Quintet and A Perfect Couple are two good example of the director’s weaknesses as a filmmaker and auteur. They have lofty ambitions and ideas, but their execution is amateurish. Both could, on one hand, be commended for their eagerness to play but then again, “experimental” doesn’t have to equal shoddy quality of product (it seems as though during this period, Altman’s goal was to be solely prolific). A Perfect Couple seems a distant cousin of some horrible early ‘70s-era Neil Simon concoction (complete with cornball humor and a whole lot of awkward, geeky romance), while Quintet might be right at home on late at night on an obscure science fiction channel.

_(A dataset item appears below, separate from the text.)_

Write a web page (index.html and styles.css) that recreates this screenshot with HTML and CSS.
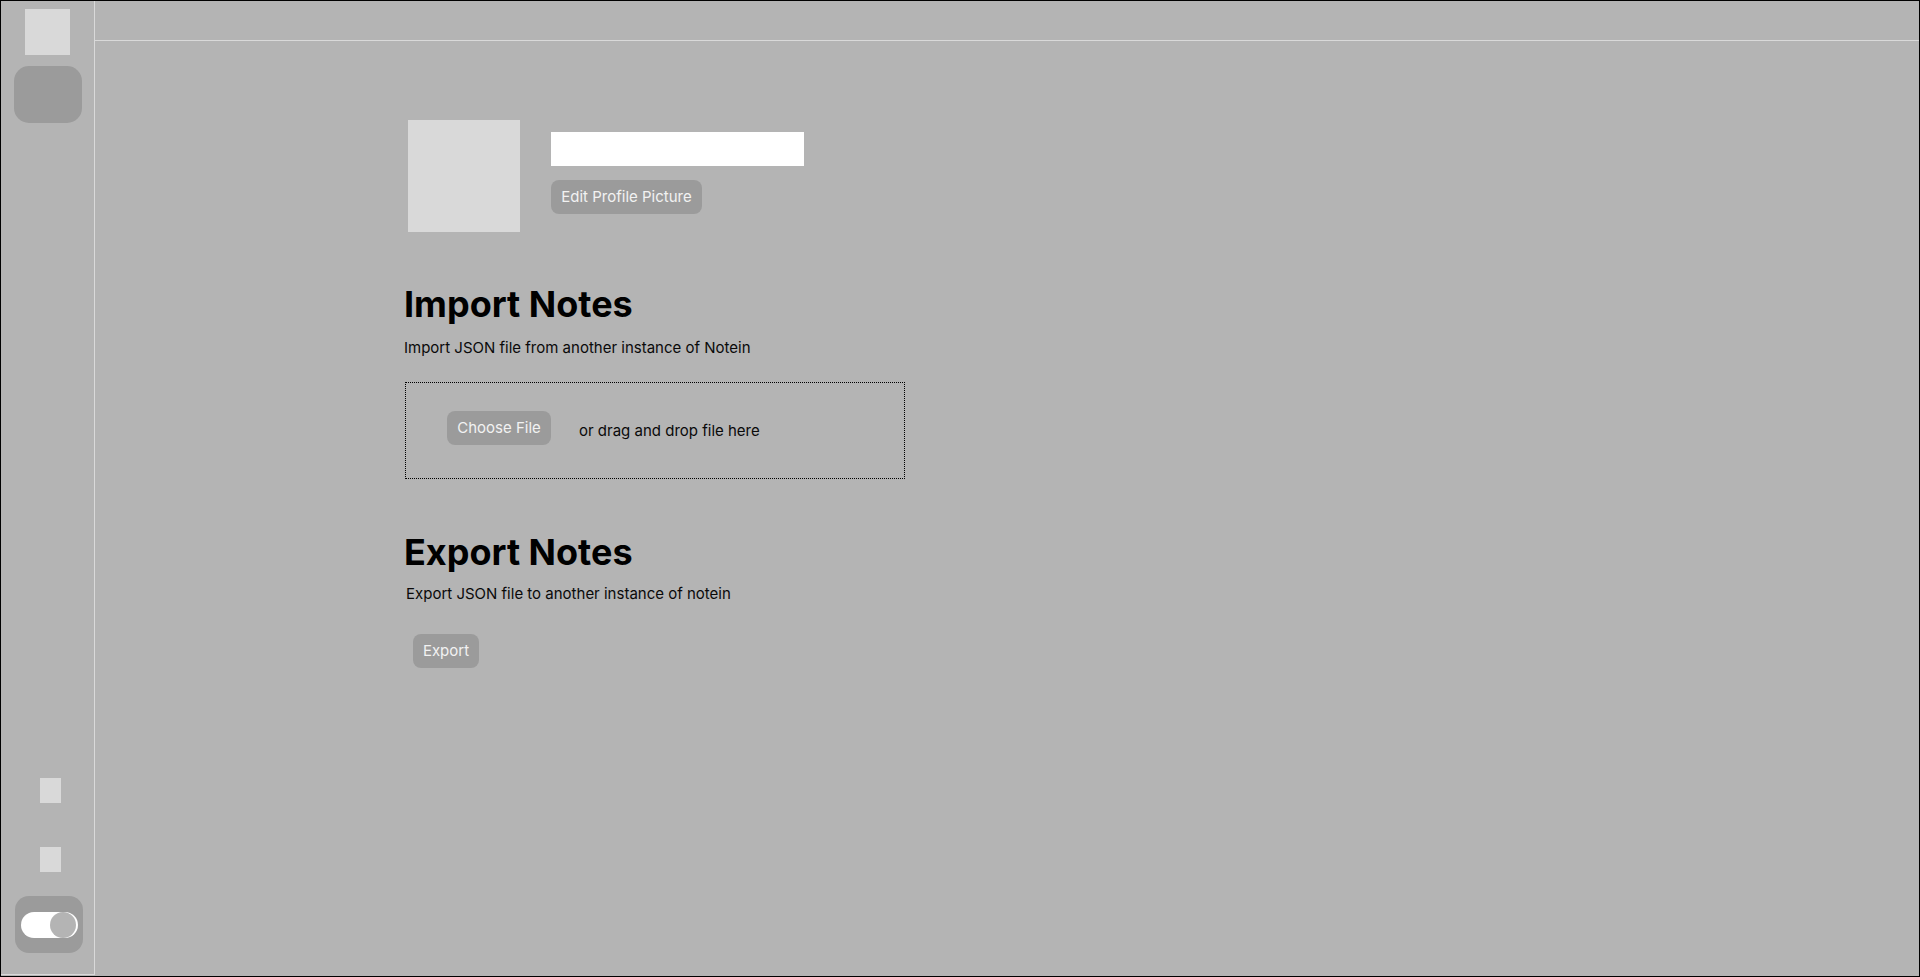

Starring a rather grim, post-apocalyptic Paul Newman (swathed in fur and a ridiculous sci-fi costume), Quintet is a bizarre, highly experimental film that should at least be given some credit for its bleak, fatalistic ideas and icy landscapes. Unfortunately the actual implementation comes off as cheap and phony. Not even the charms of one of Ingmar Bergman’s muses, Bibi Andersson, can stop the unintentional laughter that follows as the rest of the eager cast (filmed through a bizarre, crude fuzzed-out lens) acts out the titular game, in which the loser is killed and thrown to wild dogs for dinner. Fun times.
Out of the unreleased films that have all aged poorly, only A Wedding can even come close to achieving the patina associated with Altman’s reputation of being a master director who effortlessly juggles various multi-layered plots that send his actors into realms of mad, improvisational glory. (Carol Burnett, here a prime example of the Altman school of playful, improvisational acting, is an utter delight as a put-upon mother of the bride). On those terms alone, the film succeeds, but when compared with the stalwart examples of Altman’s more sterling Nashville or Short Cuts), it is actually quite a dismal failure, functioning as a sort of filmed acting exercise more than a conventional film. Not to say that his satiric take on a traditional wedding isn’t entertaining: it is quite humorous to see the mother of the groom shadily shooting up drugs in her bathroom, or watching a near-mute Mia Farrow, as one of the all-time sluttiest maids of honor, count her sexual conquests not only on her own fingers, but on those of random wedding guests.
Selections that could have been chosen for this set (that will certainly only appeal to hardcore fans of the auteur) might have been glorious: why not include 1982’s Come Back to the Five and Dime, Jimmy Dean, Jimmy Dean, which showcases Altman’s fondness for theater and female acting (with stellar performances by Cher, Sandy Dennis and Karen Black)? For that matter, why not release any of his unreleased-to-disc works instead of another M*A*S*H? The hallucinatory Brewster McCloud, Thieves Like Us, That Cold Day in the Park (also starring Oscar winner Dennis, in her best filmed performance), or even the god-awful box-office bomb H.E.A.L.T.H would have been more interesting choices, if not completely marketable.
This uneven collection is a definite example of the adage “when he’s good, he’s very good, but when he’s bad, he’s very bad”. The cadre of films here exposes Altman as a maverick, ballsy filmmaker and artist, but also as a man who can be too reliant on his instincts, which at times seem a bit skewed. His willingness to play with the forms of genre, character, and story are also commendable, even when the results are not always pretty to look at. Altman seems game for just about anything: from middle-aged, ordinary romance to pregnant corpses being eaten by dogs. This sort of daring is what the collection shows best, and fans of the director will be delighted that their collections are one step closer to completion. However, if you are looking for the quintessential Altman canon, you should avoid this one.